When a long-term staffer passed away, we suddenly had a hard-to-fill position in our firm. We advertised, and when we got an acceptable candidate, offered him the position before completing reference checks.

He’s already worked four days for us.

What we’re learning from his references makes us worry we’ve selected the wrong candidate. Several describe him as arrogant, abrasive, and a superstar who believes his own press releases and doesn’t care who he ticks off.

We’re stunned. None of this behavior showed up in the interview. He was confident, but courteous and professional with us.  

We’ve talked about this as a management team and have decided to give him a chance, as he quit his former job and moved across the state to work for us.

What do we need to do now?  


Tell him what you’ve learned.

Many talented, high-performing employees got where they are, for good or bad, by demonstrating ambition and singular focus. This can give them a Darth Vader personality in which they move forward to create success, not caring who they walk over in the process.

You can’t afford this.

When you share what you’ve learned, notice how he takes the information.

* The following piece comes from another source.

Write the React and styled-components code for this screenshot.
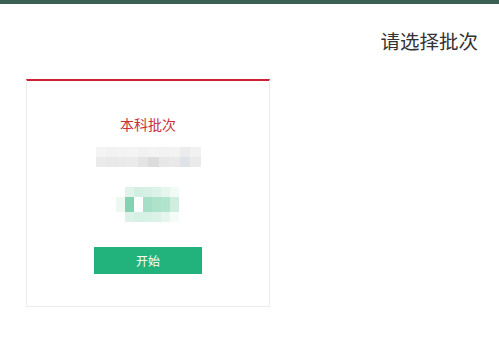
import React from "react";
import styled, { createGlobalStyle } from "styled-components";

const Global = createGlobalStyle`
  html, body { margin: 0; padding: 0; background: #ffffff; }
  body { font-family: "Noto Sans CJK SC", "Noto Sans", sans-serif; }
`;

const Page = styled.div`
  width: 499px;
  height: 338px;
  display: flex;
  flex-direction: column;
  overflow: hidden;
`;

const TopBar = styled.div`
  height: 4px;
  background: #3b5f51;
  flex: none;
`;

const Header = styled.div`
  display: flex;
  justify-content: flex-end;
  padding: 23px 21px 0 0;
  height: 27px;
`;

const Title = styled.h1`
  margin: 0;
  font-size: 19.5px;
  line-height: 27px;
  font-weight: 400;
  color: #333333;
`;

const Card = styled.div`
  margin: 25px 0 0 26px;
  width: 242px;
  border: 1px solid #ececec;
  border-top: 2px solid #cc2233;
  display: flex;
  flex-direction: column;
  align-items: center;
  padding: 33px 0 32px;
`;

const BatchName = styled.div`
  font-size: 14px;
  line-height: 20px;
  color: #c9303e;
`;

const Mosaic = styled.div`
  display: grid;
  grid-template-columns: repeat(${(p) => p.$cols}, ${(p) => p.$cw}px);
  grid-auto-rows: ${(p) => p.$rh};
  margin-top: ${(p) => p.$mt}px;
  margin-left: ${(p) => p.$ml || 0}px;
`;

const Cell = styled.div`
  background: ${(p) => p.$c};
`;

const StartButton = styled.button`
  margin-top: 25px;
  width: 108px;
  height: 27px;
  border: none;
  background: #22b27b;
  color: #ffffff;
  font-family: inherit;
  font-size: 12px;
  padding: 0;
  cursor: pointer;
`;

const grayRows = [
  ["#f4f4f4", "#f2f2f2", "#f3f3f3", "#f4f4f4", "#f1f1f1", "#f3f3f3", "#f2f2f2", "#f3f3f3", "#ebebed", "#f1f1f1"],
  ["#ebebeb", "#e9e9e9", "#eaeaea", "#ebebeb", "#e4e4e4", "#dcdcdc", "#e7e7e7", "#e9e9e9", "#dfe3e7", "#eaeaea"],
];

const greenRows = [
  ["#ffffff", "#e0f3ea", "#d3efe3", "#d6f0e5", "#dbf2e8", "#e6f6ee", "#f2faf6"],
  ["#eef8f3", "#84d2b1", "#ffffff", "#a6dfc7", "#aee2cb", "#b2e3ce", "#cfeee0"],
  ["#ffffff", "#dbf2e8", "#d5f0e4", "#d8f1e6", "#dcf2e9", "#e6f6ee", "#f4fbf8"],
];

export default function App() {
  return (
    <Page>
      <Global />
      <TopBar />
      <Header>
        <Title>请选择批次</Title>
      </Header>
      <Card>
        <BatchName>本科批次</BatchName>
        <Mosaic $cols={10} $cw={10.5} $rh="10px" $mt={13}>
          {grayRows.flat().map((c, i) => (
            <Cell key={i} $c={c} />
          ))}
        </Mosaic>
        <Mosaic $cols={7} $cw={9} $rh="10px 15px 10px" $mt={20} $ml={-2}>
          {greenRows.flat().map((c, i) => (
            <Cell key={i} $c={c} />
          ))}
        </Mosaic>
        <StartButton>开始</StartButton>
      </Card>
    </Page>
  );
}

If he listens, asks questions, and says, “I don’t want to have those flaws. If I do, I’ll work on them,” great.

If he gets defensive or badmouths those who gave him negative references, cut your losses now. You can’t afford to hire and retain someone who ticks others off and doesn’t care when others point out his flaws. Negotiate a reasonable financial settlement with him to cushion the financial loss you’ve created for him.

If you manage this well, however, you and he can create a win/win. Your new hire effectively communicated with your interview team. Let him know you expect him to continue what he showed you and the other interviewers.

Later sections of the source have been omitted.